§ **Information supplied**:
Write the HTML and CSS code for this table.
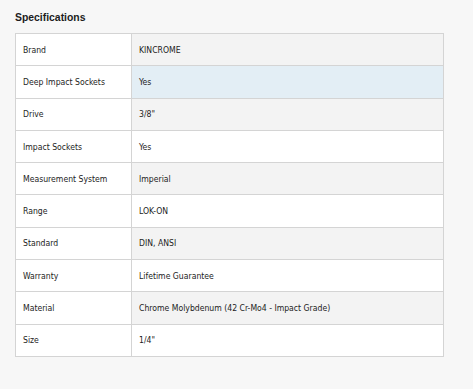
FILE: index.html
```html
<!DOCTYPE html>
<html>
<head>
<meta charset="utf-8">
<link rel="stylesheet" href="styles.css">
</head>
<body>
<section class="specs">
  <h2 class="specs-title">Specifications</h2>
  <table class="specs-table">
    <tbody>
      <tr><td class="label">Brand</td><td class="value">KINCROME</td></tr>
      <tr class="hover"><td class="label">Deep Impact Sockets</td><td class="value">Yes</td></tr>
      <tr><td class="label">Drive</td><td class="value">3/8"</td></tr>
      <tr><td class="label">Impact Sockets</td><td class="value">Yes</td></tr>
      <tr><td class="label">Measurement System</td><td class="value">Imperial</td></tr>
      <tr><td class="label">Range</td><td class="value">LOK-ON</td></tr>
      <tr><td class="label">Standard</td><td class="value">DIN, ANSI</td></tr>
      <tr><td class="label">Warranty</td><td class="value">Lifetime Guarantee</td></tr>
      <tr><td class="label">Material</td><td class="value">Chrome Molybdenum (42 Cr-Mo4 - Impact Grade)</td></tr>
      <tr><td class="label">Size</td><td class="value">1/4"</td></tr>
    </tbody>
  </table>
</section>
</body>
</html>
```
FILE: styles.css
```css
html, body {
  margin: 0;
  padding: 0;
  background: #f7f7f7;
}
body {
  font-family: "DejaVu Sans Condensed", "Liberation Sans", sans-serif;
  color: #1c1c1c;
}
.specs {
  padding: 11px 0 0 15px;
}
.specs-title {
  margin: 0 0 8px 0;
  font-family: "Liberation Sans", Arial, sans-serif;
  font-size: 10.4px;
  font-weight: 700;
  line-height: 14px;
  color: #1c1c1c;
}
.specs-table {
  width: 429px;
  table-layout: fixed;
  border-collapse: collapse;
  font-size: 8.6px;
}
.specs-table tr {
  height: 32.3px;
}
.specs-table td {
  border: 1px solid #d4d4d4;
  padding: 0 7px;
  vertical-align: middle;
  line-height: 12px;
  white-space: nowrap;
}
.specs-table .label {
  width: 101px;
  background: #fff;
}
.specs-table tr:nth-child(odd) .value {
  background: #f3f3f3;
}
.specs-table tr:nth-child(even) .value {
  background: #fff;
}
.specs-table tr.hover .value {
  background: #e3eef5;
}
```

§ **Stated exercise**:
Scan the material line by line and report each one that contains "table".

§ **Answer to the exercise**:
Write the HTML and CSS code for this table.
  <table class="specs-table">
  </table>
.specs-table {
  table-layout: fixed;
.specs-table tr {
.specs-table td {
.specs-table .label {
.specs-table tr:nth-child(odd) .value {
.specs-table tr:nth-child(even) .value {
.specs-table tr.hover .value {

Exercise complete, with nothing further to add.